ThinkingInBinary wrote:
I have a Dell Inspiron e1405, and I'm very happy with it. It's got: Intel Core 2 Duo T7200 (2.00 GHz dual core, 667 MHz FSB, 4 MB L2 cache, Merom), 2 x 1 GB, 533 MHz DDR2 RAM, 14.1" WXGA+ (1440x900) TrueLife (glossy) LCD, 120 GB SATA hard drive, 8X DVD+/-RW optical drive, ipw3945 wireless, Dell bluetooth, 85 WHr (9-cell, about 8 hour) battery. It all works, as far as I've tried. You would probably want the e1505, which offers a 15.4" LCD with up to 1680x1050 resolution, and, more importantly, a discrete graphics card. (Check dell.com to see what it is--I don't remember.)


Quick question for you. I just ordered a Core Duo w/ 1GB ram a few days ago.
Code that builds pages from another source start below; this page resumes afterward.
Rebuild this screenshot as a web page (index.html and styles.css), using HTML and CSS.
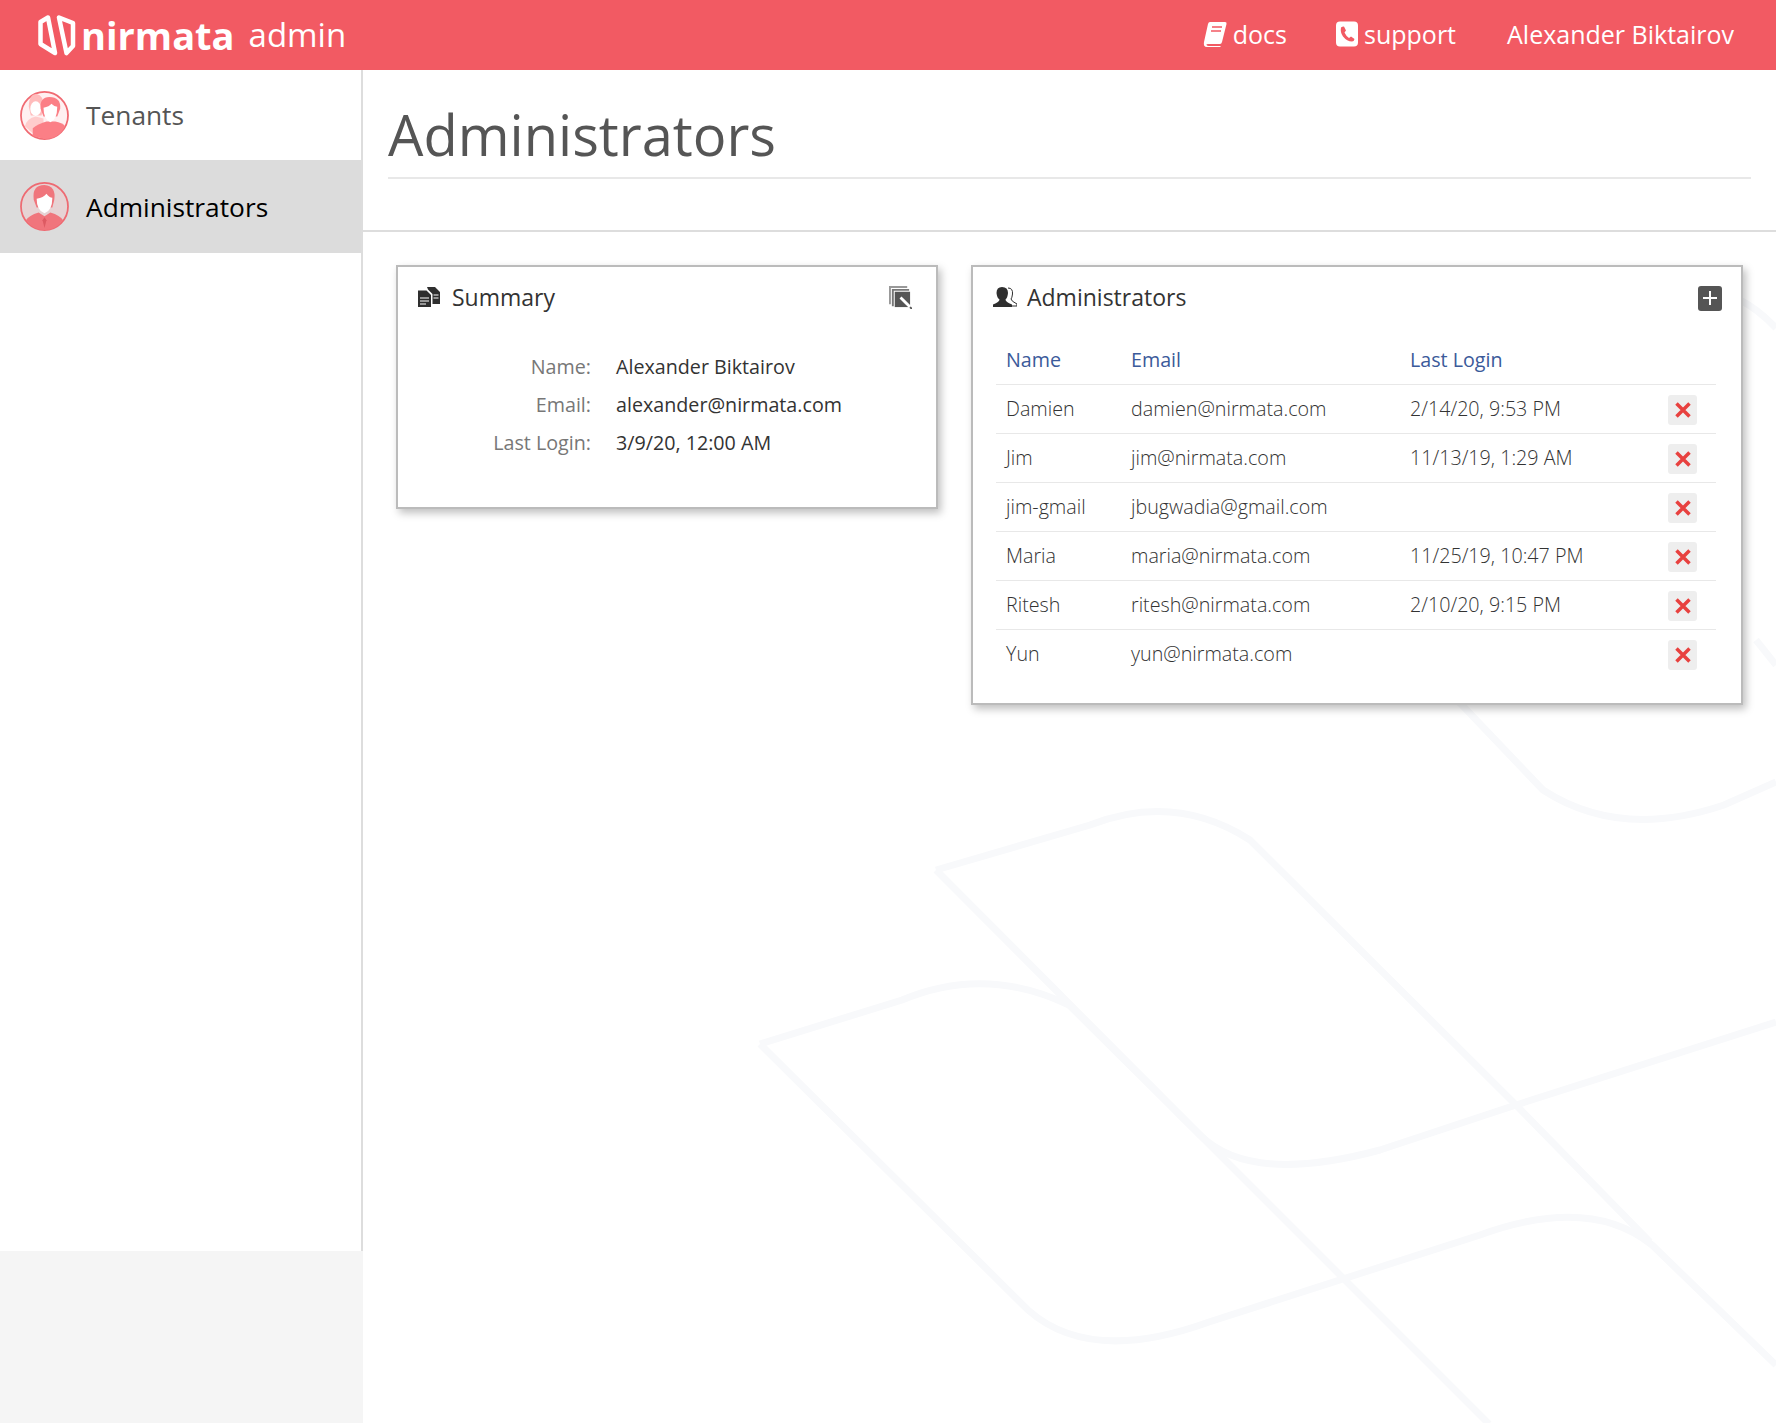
FILE: index.html
```html
<!DOCTYPE html>
<html lang="en">
<head>
    <meta charset="UTF-8">
    <meta name="viewport" content="width=device-width, initial-scale=1.0">
    <title>Administrators</title>
    <link rel="stylesheet" href="styles.css">
</head>
<body>
    <svg class="watermark" viewBox="0 0 1776 1423" fill="none" stroke="#f8f9fb" stroke-width="7">
        <path d="M936 870 L1090 825 Q1175 792 1250 840 L1516 1105 L1776 1022"/>
        <path d="M936 870 L1200 1135 Q1250 1185 1380 1150 L1516 1105 L1650 1242"/>
        <path d="M760 1044 L902 1000 Q985 965 1069 1005 L1200 1135 L1489 1424"/>
        <path d="M760 1044 L1028 1310 Q1090 1365 1209 1322 L1480 1235 Q1590 1195 1652 1245 L1776 1365"/>
        <path d="M1300 560 L1462 705 L1543 790 Q1620 840 1724 805 L1776 782"/>
        <path d="M1700 290 Q1740 290 1776 328"/>
        <path d="M1756 640 L1776 665"/>
    </svg>

    <header class="topbar">
        <div class="brand">
            <svg class="brand-mark" viewBox="0 0 40 42" fill="none" stroke="#fff" stroke-width="4.500" stroke-linejoin="round" stroke-linecap="round">
                <path d="M10 3.500 L2.500 8 V30 L17 39 Z"/>
                <path d="M21 3.500 L35 9 V32 L28.500 39 Z"/>
            </svg>
            <span class="brand-name">nirmata</span>
            <span class="brand-sub">admin</span>
        </div>
        <nav class="topnav">
            <a class="topnav-link docs-link">
                <svg class="topnav-icon" viewBox="0 0 24 26" fill="#fff">
                    <path d="M7 1 H22 Q24 1 23.500 3 L19 21 Q18.500 23 17 23 H5 Q3 23 3.500 24 Q4 25 6 25 H18 L17 26 H4 Q0 26 1 21 L5 3 Q5.500 1 7 1 Z"/>
                    <path d="M9 6 H19 M8 10 H18" stroke="#f25a63" stroke-width="1.600"/>
                </svg>
                docs
            </a>
            <a class="topnav-link">
                <svg class="topnav-icon phone" viewBox="0 0 22 25" fill="#fff">
                    <path fill-rule="evenodd" d="M4 0 H18 Q22 0 22 4 V21 Q22 25 18 25 H4 Q0 25 0 21 V4 Q0 0 4 0 Z M5 6 Q4 11 7 15 Q11 20 16 20 Q18 20 18.500 17.500 L15 15 L13 16.500 Q10 14.500 8.500 11 L10 9 L8 5 Q6 5 5 6 Z"/>
                </svg>
                support
            </a>
            <a class="topnav-link">Alexander Biktairov</a>
        </nav>
    </header>

    <div class="layout">
        <aside class="sidebar">
            <div class="side-menu">
                <a class="side-item">
                    <svg class="avatar" viewBox="0 0 50 50">
                        <circle cx="25" cy="25" r="24" fill="#fff0f1" stroke="#f06a72" stroke-width="1.800"/>
                        <path d="M5 36 Q7 28 16 26 L24 28 V44 L13 43 Z" fill="#fcc"/>
                        <path d="M9 16 Q9 3 17 3 Q24 4 24 16 L22 25 H11 Z" fill="#fbb"/>
                        <ellipse cx="16" cy="18" rx="5.500" ry="7.500" fill="#fff"/>
                        <path d="M13 46 L13 38 Q19 33 27 31 H36 Q43 32 46 36 Q40 49 25 49 Z" fill="#fb7f86"/>
                        <path d="M21 18 Q20 6 30 6 Q42 6 41 18 L38 26 H24 Z" fill="#fb7f86"/>
                        <path d="M24 17 Q30 16 32 13 Q35 16 38 16 Q38 29 31 32 Q24 29 24 17 Z" fill="#fff"/>
                    </svg>
                    Tenants
                </a>
                <a class="side-item active">
                    <svg class="avatar" viewBox="0 0 50 50">
                        <circle cx="25" cy="25" r="24" fill="#e6d3d4" stroke="#ee6a72" stroke-width="1.800"/>
                        <path d="M14 18 Q12 3 25 3 Q37 4 35 18 L33 26 H17 Z" fill="#f0757c"/>
                        <path d="M17 17 Q24 16 27 12 Q30 16 33 16 Q33 29 25 32 Q17 29 17 17 Z" fill="#fff"/>
                        <path d="M6 39 Q9 34 19 31 L25 35 L31 31 Q41 34 44 39 Q36 49 25 49 Q14 49 6 39 Z" fill="#f0757c"/>
                        <path d="M25 36 L23 39 L25 47 L27 39 Z" fill="#dd5a62"/>
                    </svg>
                    Administrators
                </a>
            </div>
        </aside>

        <main class="main">
            <div class="page-head">
                <h1>Administrators</h1>
            </div>
            <div class="cards">
                <section class="card card-summary">
                    <div class="card-title">
                        <svg class="title-icon" viewBox="0 0 22 20" fill="#2f2f2f">
                            <path d="M9 0 H17 L22 5 V17 H14.500 V7 L10 2.500 Z"/>
                            <path d="M0 3.500 H8.500 L13 8 V20 H0 Z"/>
                            <path d="M2 11 H11 M2 14 H11 M2 17 H8 M15.500 8 H20.500 M15.500 11 H20.500" stroke="#fff" stroke-width="1"/>
                        </svg>
                        <h2>Summary</h2>
                        <svg class="edit-icon" viewBox="0 0 24 24">
                            <path d="M0 0 H19 V2 H2 V19 H0 Z" fill="#999"/>
                            <path d="M3 3 H21 V5 H5 V21 H3 Z" fill="#777"/>
                            <rect x="6" y="6" width="16" height="16" fill="#555"/>
                            <path d="M12 12 L22 22" stroke="#fff" stroke-width="3"/>
                            <path d="M22 22 L24 24" stroke="#555" stroke-width="2"/>
                        </svg>
                    </div>
                    <table class="summary-table">
                        <tr><th>Name:</th><td>Alexander Biktairov</td></tr>
                        <tr><th>Email:</th><td>alexander@nirmata.com</td></tr>
                        <tr><th>Last Login:</th><td>3/9/20, 12:00 AM</td></tr>
                    </table>
                </section>

                <section class="card card-admins">
                    <div class="card-title">
                        <svg class="title-icon people" viewBox="0 0 24 20">
                            <path d="M15 1 Q20 1 19.500 7 Q19 11 18 12 Q18 14 24 17 V19 H18" fill="none" stroke="#2f2f2f" stroke-width="1"/>
                            <path d="M9 0 Q15 0 15 6 Q14.500 11 12.500 12.500 Q12.500 15 19 17.500 V20 H0 V17.500 Q6.500 15 6.500 12.500 Q4 11 3.500 6 Q3.500 0 9 0 Z" fill="#2f2f2f"/>
                        </svg>
                        <h2>Administrators</h2>
                        <span class="add-btn">
                            <svg viewBox="0 0 16 16" width="16" height="16"><path d="M8 1 V15 M1 8 H15" stroke="#fff" stroke-width="2"/></svg>
                        </span>
                    </div>
                    <table class="admin-table">
                        <thead>
                            <tr><th>Name</th><th>Email</th><th>Last Login</th><th></th></tr>
                        </thead>
                        <tbody>
                            <tr><td>Damien</td><td>damien@nirmata.com</td><td>2/14/20, 9:53 PM</td><td class="cell-del"><span class="del-btn"><svg viewBox="0 0 16 16" width="16" height="16"><path d="M1.500 1.500 L14.500 14.500 M14.500 1.500 L1.500 14.500" stroke="#e8413f" stroke-width="3.500"/></svg></span></td></tr>
                            <tr><td>Jim</td><td>jim@nirmata.com</td><td>11/13/19, 1:29 AM</td><td class="cell-del"><span class="del-btn"><svg viewBox="0 0 16 16" width="16" height="16"><path d="M1.500 1.500 L14.500 14.500 M14.500 1.500 L1.500 14.500" stroke="#e8413f" stroke-width="3.500"/></svg></span></td></tr>
                            <tr><td>jim-gmail</td><td>jbugwadia@gmail.com</td><td></td><td class="cell-del"><span class="del-btn"><svg viewBox="0 0 16 16" width="16" height="16"><path d="M1.500 1.500 L14.500 14.500 M14.500 1.500 L1.500 14.500" stroke="#e8413f" stroke-width="3.500"/></svg></span></td></tr>
                            <tr><td>Maria</td><td>maria@nirmata.com</td><td>11/25/19, 10:47 PM</td><td class="cell-del"><span class="del-btn"><svg viewBox="0 0 16 16" width="16" height="16"><path d="M1.500 1.500 L14.500 14.500 M14.500 1.500 L1.500 14.500" stroke="#e8413f" stroke-width="3.500"/></svg></span></td></tr>
                            <tr><td>Ritesh</td><td>ritesh@nirmata.com</td><td>2/10/20, 9:15 PM</td><td class="cell-del"><span class="del-btn"><svg viewBox="0 0 16 16" width="16" height="16"><path d="M1.500 1.500 L14.500 14.500 M14.500 1.500 L1.500 14.500" stroke="#e8413f" stroke-width="3.500"/></svg></span></td></tr>
                            <tr><td>Yun</td><td>yun@nirmata.com</td><td></td><td class="cell-del"><span class="del-btn"><svg viewBox="0 0 16 16" width="16" height="16"><path d="M1.500 1.500 L14.500 14.500 M14.500 1.500 L1.500 14.500" stroke="#e8413f" stroke-width="3.500"/></svg></span></td></tr>
                        </tbody>
                    </table>
                </section>
            </div>
        </main>
    </div>
</body>
</html>
```

FILE: styles.css
```css
* {
    box-sizing: border-box;
}
body {
    font-family: "Open Sans", Arial, sans-serif;
    margin: 0;
    height: 1423px;
    overflow: hidden;
    position: relative;
    background: #fff;
    color: #333;
}
.watermark {
    position: absolute;
    top: 0;
    left: 0;
    width: 1776px;
    height: 1423px;
}
.topbar {
    position: relative;
    height: 70px;
    background: #f25a63;
    color: #fff;
    display: flex;
    justify-content: space-between;
    align-items: center;
    padding: 0 42px 0 38px;
}
.brand {
    display: flex;
    align-items: center;
}
.brand-mark {
    width: 40px;
    height: 42px;
}
.brand-name {
    font-family: "Open Sans", Arial, sans-serif;
    font-weight: 700;
    font-size: 38px;
    line-height: 44px;
    margin-left: 3px;
}
.brand-sub {
    font-size: 33px;
    line-height: 44px;
    margin-left: 14px;
}
.topnav {
    display: flex;
    align-items: center;
    gap: 51px;
    margin-top: -2px;
}
.topnav-link {
    display: flex;
    align-items: center;
    font-size: 25px;
    line-height: 34px;
}
.docs-link {
    margin-right: -2px;
}
.topnav-icon {
    width: 24px;
    height: 26px;
    margin-right: 6px;
}
.topnav-icon.phone {
    width: 22px;
}
.layout {
    position: relative;
    display: flex;
    height: 1353px;
}
.sidebar {
    width: 363px;
    flex: none;
    background: #f5f5f5;
}
.side-menu {
    height: 1181px;
    background: #fff;
    border-right: 2px solid #ddd;
}
.side-item {
    display: flex;
    align-items: center;
    height: 90px;
    padding-left: 20px;
    font-size: 26.300px;
    color: #555;
}
.side-item.active {
    height: 93px;
    background: #dcdcdc;
    color: #000;
}
.avatar {
    width: 49px;
    height: 49px;
    margin-right: 17px;
}
.main {
    flex: 1;
}
.page-head {
    height: 162px;
    padding: 0 25px 0;
    border-bottom: 2px solid #ddd;
}
.page-head h1 {
    margin: 0;
    height: 109px;
    font-size: 56px;
    font-weight: 400;
    line-height: 128px;
    color: #555;
    border-bottom: 2px solid #e8e8e8;
}
.cards {
    display: flex;
    align-items: flex-start;
    gap: 33px;
    padding: 33px 0 0 33px;
}
.card {
    background: #fff;
    border: 2px solid #bbb;
    box-shadow: 3px 4px 8px rgba(0, 0, 0, 0.25);
}
.card-summary {
    width: 542px;
    height: 244px;
}
.card-admins {
    width: 772px;
    height: 440px;
}
.card-title {
    display: flex;
    align-items: center;
    height: 58px;
    padding: 2px 22px 0 20px;
}
.card-title h2 {
    flex: 1;
    margin: 0;
    font-size: 23px;
    font-weight: 400;
    color: #333;
}
.title-icon {
    width: 22px;
    height: 20px;
    margin-right: 12px;
}
.title-icon.people {
    width: 24px;
    margin-right: 10px;
}
.edit-icon {
    width: 23px;
    height: 23px;
    margin-right: 2px;
}
.add-btn {
    display: flex;
    align-items: center;
    justify-content: center;
    width: 24px;
    height: 25px;
    margin: 2px -3px 0 0;
    background: #555;
    border-radius: 3px;
}
.summary-table {
    border-collapse: collapse;
    margin-top: 22px;
    font-size: 19.700px;
}
.summary-table th {
    width: 218px;
    padding: 0 25px 0 0;
    height: 38.200px;
    text-align: right;
    font-weight: 400;
    color: #777;
}
.summary-table td {
    padding: 0;
    color: #333;
}
.admin-table {
    border-collapse: collapse;
    width: 720px;
    margin: 10px 0 0 23px;
    font-size: 19.700px;
}
.admin-table th {
    height: 49px;
    padding: 0 0 0 10px;
    text-align: left;
    font-weight: 400;
    color: #3b5a9a;
}
.admin-table td {
    height: 49px;
    padding: 0 0 0 10px;
    font-weight: 300;
    color: #333;
    border-top: 1px solid #e8e8e8;
}
.admin-table th:nth-child(1) {
    width: 125px;
}
.admin-table th:nth-child(2) {
    width: 279px;
}
.admin-table th:nth-child(3) {
    width: 268px;
}
.admin-table td.cell-del {
    padding: 0;
}
.del-btn {
    display: flex;
    align-items: center;
    justify-content: center;
    width: 29px;
    height: 30px;
    margin-top: 3px;
    background: #eee;
    border-radius: 3px;
}
```
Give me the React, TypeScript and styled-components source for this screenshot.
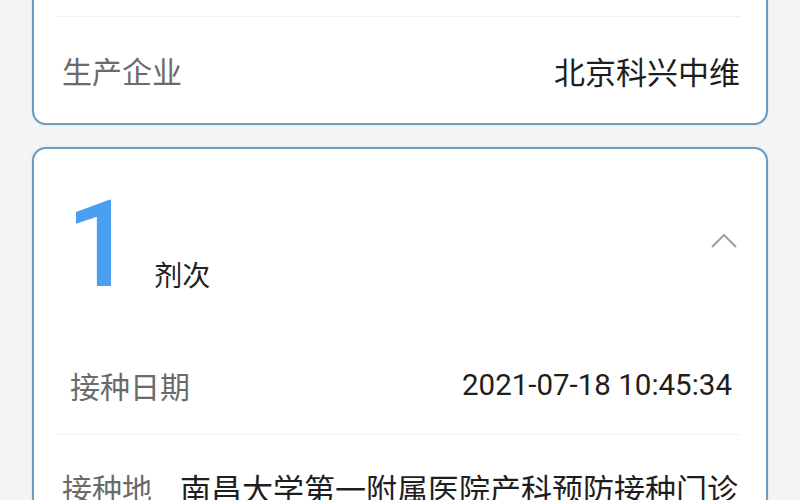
import React from "react";
import styled, { createGlobalStyle } from "styled-components";

const GlobalStyle = createGlobalStyle`
  html, body {
    margin: 0;
    padding: 0;
    background: #f4f4f4;
    font-family: Roboto, "Noto Sans CJK SC", sans-serif;
    overflow: hidden;
  }
`;

const Page = styled.div`
  width: 800px;
  height: 500px;
  overflow: hidden;
  padding: 0 32px;
  box-sizing: border-box;
`;

const Card = styled.div<{ $top?: number }>`
  margin-top: ${(p) => p.$top ?? 0}px;
  background: #fff;
  border: 2px solid #6a9dbd;
  border-radius: 14px;
  box-shadow: 0 0 2px rgba(120, 180, 215, 0.45);
  box-sizing: border-box;
`;

const Row = styled.div<{ $h: number; $inset?: number; $line?: boolean }>`
  height: ${(p) => p.$h}px;
  margin: 0 26px 0 24px;
  padding: 0 ${(p) => p.$inset ?? 0}px 0 ${(p) => 4 + (p.$inset ?? 0)}px;
  display: flex;
  align-items: center;
  justify-content: space-between;
  border-bottom: ${(p) => (p.$line ? "1.5px solid #f0f0f0" : "none")};
  box-sizing: border-box;
`;

const Label = styled.span`
  font-family: "Noto Sans CJK SC", sans-serif;
  font-size: 30px;
  color: #6a6a6a;
  white-space: nowrap;
`;

const Value = styled.span<{ $mono?: boolean }>`
  font-family: ${(p) =>
    p.$mono ? 'Roboto, "Noto Sans", sans-serif' : '"Noto Sans CJK SC", sans-serif'};
  font-size: ${(p) => (p.$mono ? 29.5 : 31)}px;
  color: #1e1e1e;
  white-space: nowrap;
`;

const Header = styled.div`
  height: 186px;
  display: flex;
  align-items: center;
  justify-content: space-between;
  padding: 0 28px 0 32px;
`;

const Dose = styled.div`
  display: flex;
  align-items: baseline;
  gap: 20px;
  margin-top: 6px;
`;

const Big = styled.span`
  font-family: Roboto, sans-serif;
  font-weight: 500;
  font-size: 120px;
  line-height: 1;
  color: #4b9ff0;
`;

const Unit = styled.span`
  font-family: "Noto Sans CJK SC", sans-serif;
  font-size: 28px;
  color: #222;
`;

const Chevron = styled.svg`
  width: 28px;
  height: 18px;
  margin-top: -4px;
`;

const AddressRow = styled.div`
  display: flex;
  align-items: flex-start;
  gap: 28px;
  margin: 0 26px 0 24px;
  padding: 30px 0 0 4px;
`;

export default function App() {
  return (
    <Page>
      <GlobalStyle />
      <Card $top={-62}>
        <Row $h={77} $line />
        <Row $h={106}>
          <Label>生产企业</Label>
          <Value>北京科兴中维</Value>
        </Row>
      </Card>
      <Card $top={22}>
        <Header>
          <Dose>
            <Big>1</Big>
            <Unit>剂次</Unit>
          </Dose>
          <Chevron viewBox="0 0 28 18">
            <polyline
              points="2,16 14,4 26,16"
              fill="none"
              stroke="#a0a0a0"
              strokeWidth="2"
            />
          </Chevron>
        </Header>
        <Row $h={100} $inset={8} $line>
          <Label>接种日期</Label>
          <Value $mono>2021-07-18 10:45:34</Value>
        </Row>
        <AddressRow>
          <Label>接种地</Label>
          <Value>南昌大学第一附属医院产科预防接种门诊</Value>
        </AddressRow>
      </Card>
    </Page>
  );
}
And I know that going from Core Duo 1.73/1GB RAM to Core 2 Duo 2.0/2GB RAM is quite the added expense, easily €500 am I right? So why did you pick a model that didn't offer an ATI video card (€60-70 more expensive)? I mean since you were already spending that much..

Also, how long did it take them to deliver? :?